[During the week of October 25], De Beers released a report that showed that, when consumers buy diamonds—younger ones in particular—they rank sustainability concerns above traditional factors such as style and price. They want good environmental stewardship and support for local communities.
The report called this an opportunity for the natural diamond industry, which “undeniably—and significantly—positively impacts the people and place where diamonds are discovered.”
That is true, in many cases. Unfortunately, it is not true in every case, and in some cases, sadly, it isn’t true at all. While I agree the industry has done a lot of good—which you can read about here—the diamond supply chain still has serious issues that we can no longer sweep aside.
Consider: The Koidu mine in Sierra Leone is now the subject of litigation brought by irate locals complaining of mistreatment. (Owner BSG Resources denies the charges.) Petra had to settle a lawsuit after guards at its Williamson mine in Tanzania used violence against local diggers. The conduct and nontransparency of miners in Marange, Zimbabwe, has long been a problem; those diamonds are banned from the United States. Last month, a Democratic Republic of Congo (DRC) official claimed that a tailings leak at Angola’s Catoca mine killed 11 people in the DRC, and sickened thousands more. (Catoca denies this.) [During the week of October 18] Kimberley Process Civil Society Coalition webinar brought up environmental and community issues around mining in Lesotho.
No industry is perfect, and there will always be an inherent tension when rich miners set up operations in poor countries. But these are ugly episodes, not minor blemishes. They were never acceptable, but they are even less so now.
Moreover, these problems aren’t limited to the artisanal small-scale mining (ASM) sector—which has always had issues—but involve large-scale miners. They are supposed to be the “controlled” part of the industry.
Granted, we’re not the only business with these concerns. Gemstone mining has problems; so does gold. Trillion-dollar eco-darling Tesla and other tech giants have drawn fire for sourcing cobalt from a mine where 43 artisanal miners were killed.
Yet the natural diamond business faces more scrutiny than others, due to its history and bad public image (not many industries have had a big movie slamming them). Diamonds are also a luxury product that no one needs. It also has a sharp-elbowed competitor nipping at its heels, happy to use these tragedies as marketing hooks.
This heightened scrutiny may not be fair to the diamond industry, but getting assaulted or having to drink poisoned water isn’t fair either.
So, what should the trade do? The Kimberley Process (KP) is unlikely to adequately address these issues even if it did expand the definition of conflict diamonds—which, of course, it hasn’t. The industry can’t always rely on local governments to step in; they are often partial owners of the troubled mines.
Ten years ago, I asked, if the Kimberley Process “is not the best forum to handle these questions…then what?” We still don’t know. Some say just give up natural and sell lab-grown; but killing the business in poor countries risks negating the positive effect the industry does have, and jeopardizes millions of livelihoods.

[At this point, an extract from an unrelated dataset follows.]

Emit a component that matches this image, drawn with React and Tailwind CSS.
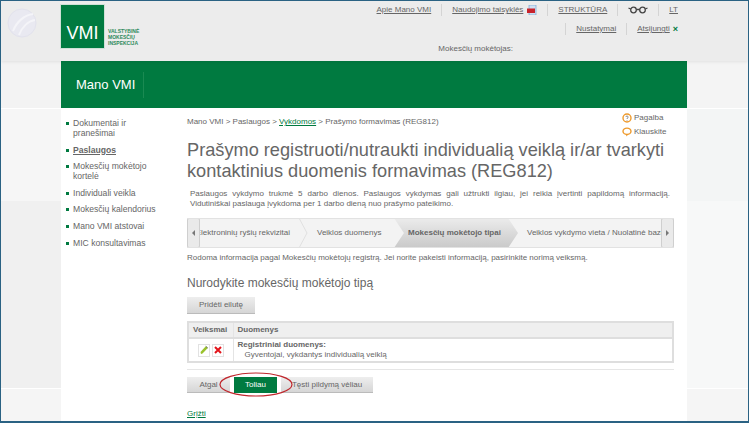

Moreover, just as with the natural sector, not all is rosy with lab-growns. Some companies have been owned by criminals, or their associates. Most synthetics are produced in Chinese factories, many of which are owned by its military. Those factories could be fine; they could be terrible. Without certification, it’s hard to know. One must always know who you’re dealing with, and refrain from painting huge, sprawling industries with a broad brush.